The three-mile trail starts in Utah and leads to a world-famous sandstone feature just over the border in Arizona called The Wave. It draws hikers from all over the world and people who have seen it say they can't wait to see it again.
Colorado hiker Torrie Becwar said it was definitely the most beautiful place she's ever been. This time around she was not one of the lucky 20 people who won the lottery for that day's hiking permits to The Wave. Ten are chosen in an on-line lottery for each day. Ten more are given out daily through an in-person lottery in Kanab.
New Mexico college professor Wenxin Liu won two permits and hiked the trail to The Wave with his elderly father who was visiting from China.
"This is my favorite place," Liu said. "I've been to most of the national parks in the country and this is my favorite place."
On the six mile round-trip, heat becomes a much bigger challenge if hikers lose their way and drift off track. That forces them to walk extra distance, eating up time that is spent baking in the sun. Officials said it happens a lot on the confusing slickrock where there are no trail-markers or signs.
"Stuff like signage presents an issue," said Kevin Wright of the U.S. Bureau of Land Management. "It is a wilderness and we do try to preserve that back country experience."
Wright manages the Vermillion Cliffs National Monument which includes The Wave. He said the three deaths in July did prompt a few management changes. Near the trailhead they are planning to build a kiosk with safety messages. They also decided to translate the BLM's safety brochure and route guide for The Wave into other languages and beef up internet safety messages.
"The BLM does a really good job already of educating people," Wright said. "This is just to make further improvements and get the message out."
They said the three hikers had ample warnings, but were apparently challenged by long hours in the sun.
"Well, I don't think people realize how hot it is and maybe didn't bring enough water, because even a gallon for me is not enough," Becwar said.
Veteran hikers to The Wave said it's relatively easy to get confused on the slickrock, especially on the return trip.

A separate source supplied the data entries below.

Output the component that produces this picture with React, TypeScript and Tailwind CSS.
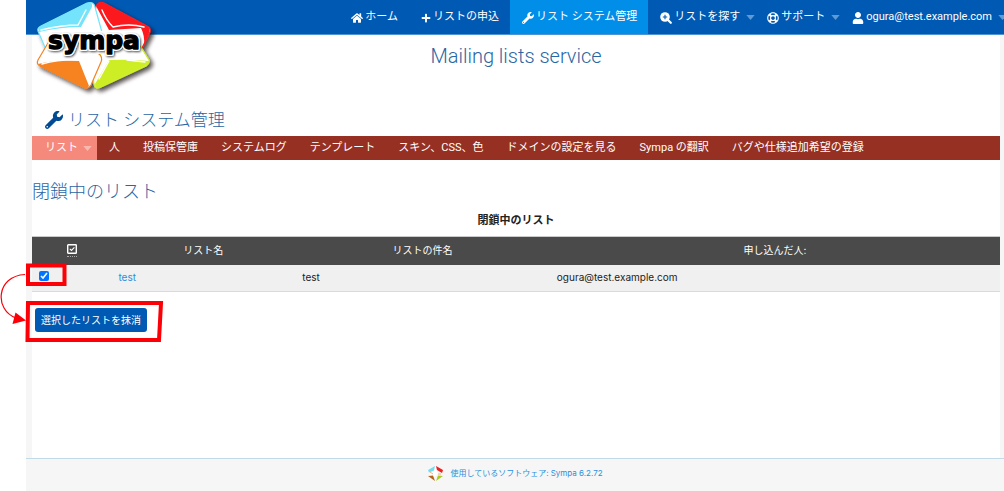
import type { ReactNode } from "react";
import { FaHome, FaPlus, FaWrench, FaRegLifeRing, FaUser } from "react-icons/fa";

const jp = "font-['Roboto','Noto_Sans_CJK_JP',sans-serif]";
const inter = "font-['Inter','Noto_Sans_CJK_JP',sans-serif]";
const heading = "font-['Roboto','Noto_Sans_CJK_JP',sans-serif] font-light text-[#2a66a4]";

function Caret({ className }: { className: string }) {
  return (
    <svg viewBox="0 0 10 6" className={`h-[5px] w-[9px] shrink-0 ${className}`} aria-hidden="true">
      <path d="M0 0h10L5 6z" fill="currentColor" />
    </svg>
  );
}

function ZoomIcon() {
  return (
    <svg viewBox="0 0 12 12" className="size-3" aria-hidden="true">
      <circle cx="5" cy="5" r="4.8" fill="#fff" />
      <path d="M8 8L10.800 10.800" stroke="#fff" strokeWidth="2.2" strokeLinecap="round" />
      <path d="M5 2.800V7.200M2.800 5H7.200" stroke="#0059b2" strokeWidth="1.1" />
    </svg>
  );
}

function Logo() {
  const word = "font-['DejaVu_Sans',sans-serif] text-[25px] font-bold";
  return (
    <svg viewBox="0 0 126 98" className="h-[98px] w-[126px]" role="img" aria-label="sympa">
      <defs>
        <filter id="shadow" x="-10%" y="-10%" width="130%" height="130%">
          <feDropShadow dx="3" dy="3" stdDeviation="2" floodColor="#1a0a14" floodOpacity="0.75" />
        </filter>
        <filter id="wordShadow" x="-10%" y="-20%" width="120%" height="150%">
          <feDropShadow dx="1" dy="1" stdDeviation="0.8" floodColor="#000" floodOpacity="0.7" />
        </filter>
      </defs>
      <g filter="url(#shadow)" fill="#fff" strokeWidth="1.2" strokeLinejoin="round">
        <path d="M64 6Q67 1 72 3L115 26Q119 28 118 32L110 48L68 56L60 30Z" stroke="#fb1b20" />
        <path d="M66 56L84 40L107 44L117 60Q118 63 114 66L69 87Q63 90 62 84L61 76Z" stroke="#cdee24" />
        <path d="M55 3Q62 1 63 7L71 36L66 52L15 52L6 31Q5 28 9 26Z" stroke="#73e4fb" />
        <path d="M16 43L54 46L67 54Q71 57 69 62L59 85Q56 90 51 87L8 66Q4 64 6 60Z" stroke="#f68220" />
      </g>
      <path d="M16 36L62 30L110 36L107 52L66 54L18 52Z" fill="#fff" />
      <path d="M7 31Q5 28 9 26L55 3Q61 1 60 7L49 27Q29 27 7 32Z" fill="#73e4fb" />
      <path d="M64 6Q67 1 72 3L115 26Q119 29 117 33L112 45Q113 36 109 28L77 30Z" fill="#fc191e" />
      <path d="M6 64Q25 59 47 61L57 86Q55 90 50 87L9 67Z" fill="#f68220" />
      <path d="M117 61Q118 64 113 66L69 87Q63 90 63 84L77 60Q98 59 117 61Z" fill="#cdee24" />
      <g stroke="#fff" strokeWidth="1.4" strokeLinecap="round" fill="none">
        <path d="M9 30Q30 25 46 25L54 10" />
        <path d="M70 10Q74 20 81 27Q97 23 112 27" />
        <path d="M10 64Q28 59 48 60" />
        <path d="M67 79L77 61M95 60L113 62" />
      </g>
      <g filter="url(#wordShadow)">
        <text x="62" y="49" textAnchor="middle" className={word} fill="#fff" stroke="#fff" strokeWidth="4" strokeLinejoin="round">
          sympa
        </text>
      </g>
      <text x="62" y="49" textAnchor="middle" className={word} fill="#000" stroke="#000" strokeWidth="1.4" strokeLinejoin="round" aria-hidden="true">
        sympa
      </text>
    </svg>
  );
}

function SmallLogo() {
  return (
    <svg viewBox="0 0 17 17" className="size-[17px]" aria-hidden="true">
      <path d="M1 5L8 1L9 5L11 8.500L8 12L2 11L3 8Z" fill="#fff" />
      <path d="M1 5L8 1L7 5.500L2 7.500Z" fill="#73dcf0" />
      <path d="M9 1L16 5L15 8L10 5Z" fill="#ee2020" />
      <path d="M1 11L6 10.500L8 16Z" fill="#b5651d" />
      <path d="M16 11L11 10.500L9 16Z" fill="#a8cc20" />
      <path d="M3 7L6 9M14 9L11 9" stroke="#f0a060" strokeWidth="0.8" />
    </svg>
  );
}

function TopItem({ icon, children, caret, active }: { icon: ReactNode; children: ReactNode; caret?: boolean; active?: boolean }) {
  return (
    <li>
      <a
        href="#"
        className={`flex h-[34px] items-center pt-px pl-3 whitespace-nowrap ${caret ? "pr-0" : "pr-[11px]"} ${active ? "bg-[#008ee9]" : ""}`}
      >
        <span className="mr-[2px] text-[12px]">{icon}</span>
        {children}
        {caret && <Caret className="ml-[6px] text-[#5d9bd6]" />}
      </a>
    </li>
  );
}

const adminItems = [
  "人",
  "投稿保管庫",
  "システムログ",
  "テンプレート",
  "スキン、CSS、色",
  "ドメインの設定を見る",
  "Sympa の翻訳",
  "バグや仕様追加希望の登録",
];

export default function App() {
  return (
    <div lang="ja" className="relative min-h-screen overflow-hidden bg-white pl-[26px]">
      <div className={`flex min-h-screen flex-col bg-[#f6f6f6] ${jp}`}>
        <header className="relative border-b border-[#4f94d4] bg-[#0059b2]">
          <a href="#" className="absolute top-0 left-[6px] z-10">
            <Logo />
          </a>
          <ul className="-mr-[3px] flex justify-end text-[11px] text-white">
            <TopItem icon={<FaHome />}>ホーム</TopItem>
            <TopItem icon={<FaPlus className="size-[10px]" />}>リストの申込</TopItem>
            <TopItem icon={<FaWrench />} active>リスト システム管理</TopItem>
            <TopItem icon={<ZoomIcon />} caret>リストを探す</TopItem>
            <TopItem icon={<FaRegLifeRing />} caret>サポート</TopItem>
            <TopItem icon={<FaUser />} caret>ogura@test.example.com</TopItem>
          </ul>
        </header>

        <main className="mr-1 ml-[6px] flex-1 bg-white">
          <h1 className={`pt-[6px] text-center text-[20px] leading-[30px] ${heading}`}>Mailing lists service</h1>
          <h2 className={`mt-[36px] flex items-center gap-[5px] pl-[13px] text-[17px] leading-[26px] ${heading}`}>
            <FaWrench className="size-[18px] text-[#004b94]" />
            リスト システム管理
          </h2>
          <nav className="mt-[3px] bg-[#963023] text-[11px] text-white">
            <ul className="flex flex-wrap">
              <li>
                <a href="#" className="flex h-6 items-center bg-[#f58a7c] pt-px pr-[5px] pl-[13px]">
                  リスト
                  <Caret className="ml-[5px] text-[#f9b9b0]" />
                </a>
              </li>
              {adminItems.map((label) => (
                <li key={label}>
                  <a href="#" className="flex h-6 items-center pt-px pr-[11px] pl-3 whitespace-nowrap">{label}</a>
                </li>
              ))}
            </ul>
          </nav>

          <h3 className={`mt-[19px] text-[18px] leading-[26px] ${heading}`}>閉鎖中のリスト</h3>

          <table className={`w-full table-fixed border-collapse text-[10px] text-[#222] ${inter}`}>
            <caption className="pt-[7px] pb-[7px] text-center text-[11px] leading-[17px] font-bold">閉鎖中のリスト</caption>
            <colgroup>
              <col className="w-[8.2%]" />
              <col className="w-[19%]" />
              <col className="w-[26.3%]" />
              <col className="w-[46.5%]" />
            </colgroup>
            <thead>
              <tr className="h-7 border-t border-[#cacaca] bg-[#4a4a4a] text-white">
                <th className="font-normal">
                  <button type="button" aria-label="すべて選択" className="mx-auto block border-b border-dotted border-[#aaa] pb-[2px]">
                    <svg viewBox="0 0 10 10" className="size-[10px]" fill="none" stroke="#fff" strokeWidth="1.4" aria-hidden="true">
                      <rect x="0.7" y="0.7" width="8.6" height="8.6" rx="0.6" />
                      <path d="M2.8 4.8L4.5 6.4L7.4 3.4" strokeWidth="1.1" />
                    </svg>
                  </button>
                </th>
                <th className="font-normal">リスト名</th>
                <th className="font-normal">リストの件名</th>
                <th className="font-normal">申し込んだ人:</th>
              </tr>
            </thead>
            <tbody>
              <tr className="h-[27px] border-b border-[#dadada] bg-[#f0f0f0]">
                <td className="pb-1 pl-[7px]">
                  <input type="checkbox" defaultChecked aria-label="test" className="block size-[10px] accent-[#0075ff]" />
                </td>
                <td className="pl-[7px]">
                  <a href="#" className="text-[#2a8fdc]">test</a>
                </td>
                <td className="pl-[7px]">test</td>
                <td className="pl-[7px]">ogura@test.example.com</td>
              </tr>
            </tbody>
          </table>

          <button type="button" className={`mt-4 ml-[3px] h-6 rounded-[3px] bg-[#0059b2] px-[6px] text-[10px] text-white ${inter}`}>
            選択したリストを抹消
          </button>
        </main>

        <footer className={`flex h-[33px] items-center justify-center gap-[6px] border-t border-[#c2d9e8] pb-1 text-[8px] text-[#2a8fdc] ${inter}`}>
          <SmallLogo />
          <a href="#">使用しているソフトウェア: Sympa 6.2.72</a>
        </footer>
      </div>

      <svg viewBox="0 0 170 350" className="pointer-events-none absolute top-0 left-0 h-[350px] w-[170px]" fill="none" stroke="#fb0007" aria-hidden="true">
        <rect x="28" y="265.5" width="36.5" height="18.5" strokeWidth="4" />
        <path d="M28 303L161 303L159 340L27.500 340Z" strokeWidth="4" />
        <path d="M25 274.500C-4 276 -6 310 16 318" strokeWidth="1.2" />
        <path d="M15.500 312.500L26 320.500L12.500 324Z" fill="#fb0007" stroke="none" />
      </svg>
    </div>
  );
}
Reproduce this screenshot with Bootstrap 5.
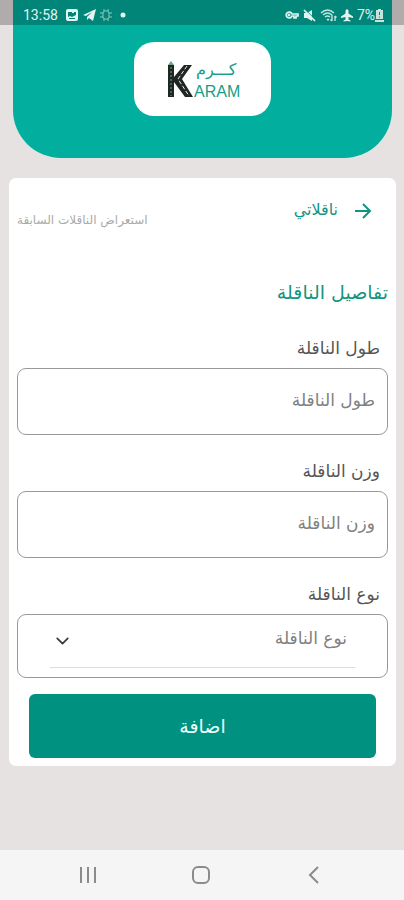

Some hikers have said they found their own methods for making sure they don't get lost.
"I have a smart phone," Liu said. "I downloaded a topo (topographic) map and I can keep track of the previous hikers, so I just need to follow it."
Since the deaths, some people have contacted the BLM and demanded major changes: improved cellphone coverage, well-marked trails and individual GPS devices for every one of the 20 hikers each day.
Wright said they have gotten comments ranging from "don't change anything out there; we loved our experience" to "you need to increase the numbers out there" because of the idea of safety in numbers.
The BLM said they have not set a timetable for making decisions.